┌──

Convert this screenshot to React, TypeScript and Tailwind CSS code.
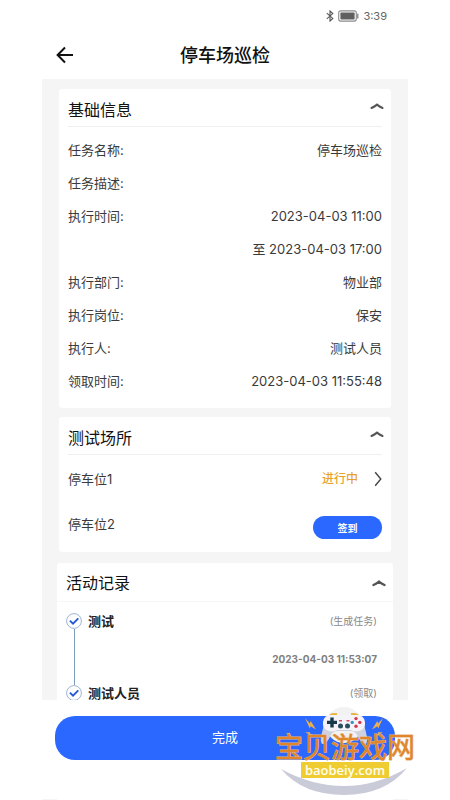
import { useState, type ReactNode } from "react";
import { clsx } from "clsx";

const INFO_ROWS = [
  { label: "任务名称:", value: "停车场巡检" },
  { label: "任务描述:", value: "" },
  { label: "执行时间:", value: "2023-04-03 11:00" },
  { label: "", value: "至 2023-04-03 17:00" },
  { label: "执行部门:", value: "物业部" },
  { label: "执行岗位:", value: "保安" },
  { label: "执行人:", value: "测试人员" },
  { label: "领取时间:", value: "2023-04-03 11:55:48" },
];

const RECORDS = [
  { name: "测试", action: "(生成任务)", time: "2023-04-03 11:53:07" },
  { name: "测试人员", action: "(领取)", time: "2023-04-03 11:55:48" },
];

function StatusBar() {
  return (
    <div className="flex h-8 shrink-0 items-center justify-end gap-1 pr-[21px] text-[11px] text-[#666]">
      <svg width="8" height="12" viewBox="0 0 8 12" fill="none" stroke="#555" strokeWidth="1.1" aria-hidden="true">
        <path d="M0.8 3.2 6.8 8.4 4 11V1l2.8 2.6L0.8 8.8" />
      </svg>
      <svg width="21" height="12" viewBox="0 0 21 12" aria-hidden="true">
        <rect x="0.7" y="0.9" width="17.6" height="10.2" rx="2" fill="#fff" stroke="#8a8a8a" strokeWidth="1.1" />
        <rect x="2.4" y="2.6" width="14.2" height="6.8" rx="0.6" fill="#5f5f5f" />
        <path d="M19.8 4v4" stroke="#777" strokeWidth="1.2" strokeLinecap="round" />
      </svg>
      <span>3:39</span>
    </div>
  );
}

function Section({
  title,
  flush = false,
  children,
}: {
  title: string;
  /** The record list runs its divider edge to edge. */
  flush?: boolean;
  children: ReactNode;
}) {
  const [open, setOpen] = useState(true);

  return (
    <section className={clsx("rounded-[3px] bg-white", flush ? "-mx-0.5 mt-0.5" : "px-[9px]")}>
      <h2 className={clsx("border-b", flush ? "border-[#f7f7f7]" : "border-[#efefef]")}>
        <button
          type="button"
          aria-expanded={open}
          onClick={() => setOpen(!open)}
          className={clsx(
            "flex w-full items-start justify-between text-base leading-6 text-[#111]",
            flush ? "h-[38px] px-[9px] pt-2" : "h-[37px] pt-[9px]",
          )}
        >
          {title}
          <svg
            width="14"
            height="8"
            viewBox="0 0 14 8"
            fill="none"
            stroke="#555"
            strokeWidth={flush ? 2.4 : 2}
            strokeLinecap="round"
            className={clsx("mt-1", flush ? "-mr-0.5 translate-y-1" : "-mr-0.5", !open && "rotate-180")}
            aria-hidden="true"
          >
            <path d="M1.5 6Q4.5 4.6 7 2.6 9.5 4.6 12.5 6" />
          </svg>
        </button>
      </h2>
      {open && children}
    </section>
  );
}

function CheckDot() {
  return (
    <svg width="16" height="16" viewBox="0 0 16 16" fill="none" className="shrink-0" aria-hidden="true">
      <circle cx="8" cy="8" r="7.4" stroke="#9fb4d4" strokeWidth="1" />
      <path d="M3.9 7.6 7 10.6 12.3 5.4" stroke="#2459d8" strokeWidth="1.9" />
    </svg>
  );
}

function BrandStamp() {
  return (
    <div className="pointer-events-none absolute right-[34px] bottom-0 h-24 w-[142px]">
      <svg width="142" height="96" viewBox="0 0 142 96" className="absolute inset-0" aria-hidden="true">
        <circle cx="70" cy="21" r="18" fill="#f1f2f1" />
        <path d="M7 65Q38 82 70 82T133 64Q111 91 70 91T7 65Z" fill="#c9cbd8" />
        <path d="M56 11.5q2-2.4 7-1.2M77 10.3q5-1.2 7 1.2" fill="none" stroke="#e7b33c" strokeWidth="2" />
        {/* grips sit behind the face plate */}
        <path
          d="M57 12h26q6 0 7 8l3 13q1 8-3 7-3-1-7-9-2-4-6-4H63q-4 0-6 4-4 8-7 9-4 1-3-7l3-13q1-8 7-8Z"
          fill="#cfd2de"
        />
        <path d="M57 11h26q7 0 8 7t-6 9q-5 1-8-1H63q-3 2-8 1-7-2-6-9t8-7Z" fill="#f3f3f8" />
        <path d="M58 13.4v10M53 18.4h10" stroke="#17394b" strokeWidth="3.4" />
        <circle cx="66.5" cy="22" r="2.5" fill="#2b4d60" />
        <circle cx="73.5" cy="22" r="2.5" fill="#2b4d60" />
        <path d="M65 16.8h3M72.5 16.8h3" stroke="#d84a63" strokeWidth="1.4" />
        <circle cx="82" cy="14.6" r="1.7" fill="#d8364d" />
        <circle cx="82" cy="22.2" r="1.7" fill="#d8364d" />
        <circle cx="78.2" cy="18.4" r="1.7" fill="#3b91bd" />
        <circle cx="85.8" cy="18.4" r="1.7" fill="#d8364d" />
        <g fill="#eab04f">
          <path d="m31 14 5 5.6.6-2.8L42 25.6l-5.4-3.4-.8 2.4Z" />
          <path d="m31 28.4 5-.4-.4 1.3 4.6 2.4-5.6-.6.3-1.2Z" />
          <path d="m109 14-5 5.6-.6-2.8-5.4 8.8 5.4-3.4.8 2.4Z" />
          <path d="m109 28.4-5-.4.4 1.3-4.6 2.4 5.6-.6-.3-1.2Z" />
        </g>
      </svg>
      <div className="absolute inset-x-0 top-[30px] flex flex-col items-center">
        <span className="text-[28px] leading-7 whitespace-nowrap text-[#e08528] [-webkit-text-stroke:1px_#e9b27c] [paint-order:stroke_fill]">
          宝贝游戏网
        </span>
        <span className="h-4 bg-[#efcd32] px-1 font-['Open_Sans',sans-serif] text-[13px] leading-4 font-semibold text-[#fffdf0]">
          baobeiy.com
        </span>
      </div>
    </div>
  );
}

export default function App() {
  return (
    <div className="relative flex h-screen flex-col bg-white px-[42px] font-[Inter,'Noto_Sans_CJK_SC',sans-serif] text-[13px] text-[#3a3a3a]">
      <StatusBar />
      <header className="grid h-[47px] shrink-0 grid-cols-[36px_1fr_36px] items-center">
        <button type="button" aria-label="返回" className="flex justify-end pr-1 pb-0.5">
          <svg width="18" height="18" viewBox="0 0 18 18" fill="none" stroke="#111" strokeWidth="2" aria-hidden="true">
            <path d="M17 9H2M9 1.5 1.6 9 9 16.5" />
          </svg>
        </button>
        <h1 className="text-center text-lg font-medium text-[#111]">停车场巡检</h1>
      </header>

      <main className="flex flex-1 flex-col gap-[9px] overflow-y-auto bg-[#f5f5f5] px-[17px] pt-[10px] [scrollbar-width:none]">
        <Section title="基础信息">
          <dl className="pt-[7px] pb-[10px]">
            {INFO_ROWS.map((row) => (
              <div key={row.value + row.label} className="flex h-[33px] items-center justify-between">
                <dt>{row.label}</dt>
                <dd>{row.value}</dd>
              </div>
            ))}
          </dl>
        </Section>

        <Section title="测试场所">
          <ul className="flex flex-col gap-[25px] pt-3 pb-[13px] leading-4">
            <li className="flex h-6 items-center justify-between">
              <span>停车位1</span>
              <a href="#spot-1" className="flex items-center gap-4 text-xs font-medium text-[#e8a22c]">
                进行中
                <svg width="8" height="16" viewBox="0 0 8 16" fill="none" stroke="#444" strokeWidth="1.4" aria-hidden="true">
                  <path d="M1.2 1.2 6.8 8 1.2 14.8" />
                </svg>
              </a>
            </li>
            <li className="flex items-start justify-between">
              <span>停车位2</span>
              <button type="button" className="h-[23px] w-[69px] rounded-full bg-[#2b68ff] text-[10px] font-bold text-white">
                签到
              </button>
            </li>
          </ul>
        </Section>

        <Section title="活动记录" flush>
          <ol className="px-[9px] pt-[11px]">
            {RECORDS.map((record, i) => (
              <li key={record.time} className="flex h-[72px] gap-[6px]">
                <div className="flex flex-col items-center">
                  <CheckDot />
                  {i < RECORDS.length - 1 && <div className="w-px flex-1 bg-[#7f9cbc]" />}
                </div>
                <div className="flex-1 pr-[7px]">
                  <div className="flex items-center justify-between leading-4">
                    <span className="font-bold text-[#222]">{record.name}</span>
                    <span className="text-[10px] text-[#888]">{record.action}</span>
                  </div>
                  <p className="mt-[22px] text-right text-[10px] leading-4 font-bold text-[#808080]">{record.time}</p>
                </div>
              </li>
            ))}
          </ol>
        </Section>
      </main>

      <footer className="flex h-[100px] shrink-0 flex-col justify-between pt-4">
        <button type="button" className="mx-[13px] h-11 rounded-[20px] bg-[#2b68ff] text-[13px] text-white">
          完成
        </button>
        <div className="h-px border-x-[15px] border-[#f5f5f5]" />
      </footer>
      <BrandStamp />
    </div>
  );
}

└──

→ Task directions:
From the first line above down to the line with "const [open, setOpen] = useState(true);", reproduce every line and no others, omitting pictures.

→ The completed task:
Convert this screenshot to React, TypeScript and Tailwind CSS code.
import { useState, type ReactNode } from "react";
import { clsx } from "clsx";

const INFO_ROWS = [
  { label: "任务名称:", value: "停车场巡检" },
  { label: "任务描述:", value: "" },
  { label: "执行时间:", value: "2023-04-03 11:00" },
  { label: "", value: "至 2023-04-03 17:00" },
  { label: "执行部门:", value: "物业部" },
  { label: "执行岗位:", value: "保安" },
  { label: "执行人:", value: "测试人员" },
  { label: "领取时间:", value: "2023-04-03 11:55:48" },
];

const RECORDS = [
  { name: "测试", action: "(生成任务)", time: "2023-04-03 11:53:07" },
  { name: "测试人员", action: "(领取)", time: "2023-04-03 11:55:48" },
];

function StatusBar() {
  return (
    <div className="flex h-8 shrink-0 items-center justify-end gap-1 pr-[21px] text-[11px] text-[#666]">
      <svg width="8" height="12" viewBox="0 0 8 12" fill="none" stroke="#555" strokeWidth="1.1" aria-hidden="true">
        <path d="M0.8 3.2 6.8 8.4 4 11V1l2.8 2.6L0.8 8.8" />
      </svg>
      <svg width="21" height="12" viewBox="0 0 21 12" aria-hidden="true">
        <rect x="0.7" y="0.9" width="17.6" height="10.2" rx="2" fill="#fff" stroke="#8a8a8a" strokeWidth="1.1" />
        <rect x="2.4" y="2.6" width="14.2" height="6.8" rx="0.6" fill="#5f5f5f" />
        <path d="M19.8 4v4" stroke="#777" strokeWidth="1.2" strokeLinecap="round" />
      </svg>
      <span>3:39</span>
    </div>
  );
}

function Section({
  title,
  flush = false,
  children,
}: {
  title: string;
  /** The record list runs its divider edge to edge. */
  flush?: boolean;
  children: ReactNode;
}) {
  const [open, setOpen] = useState(true);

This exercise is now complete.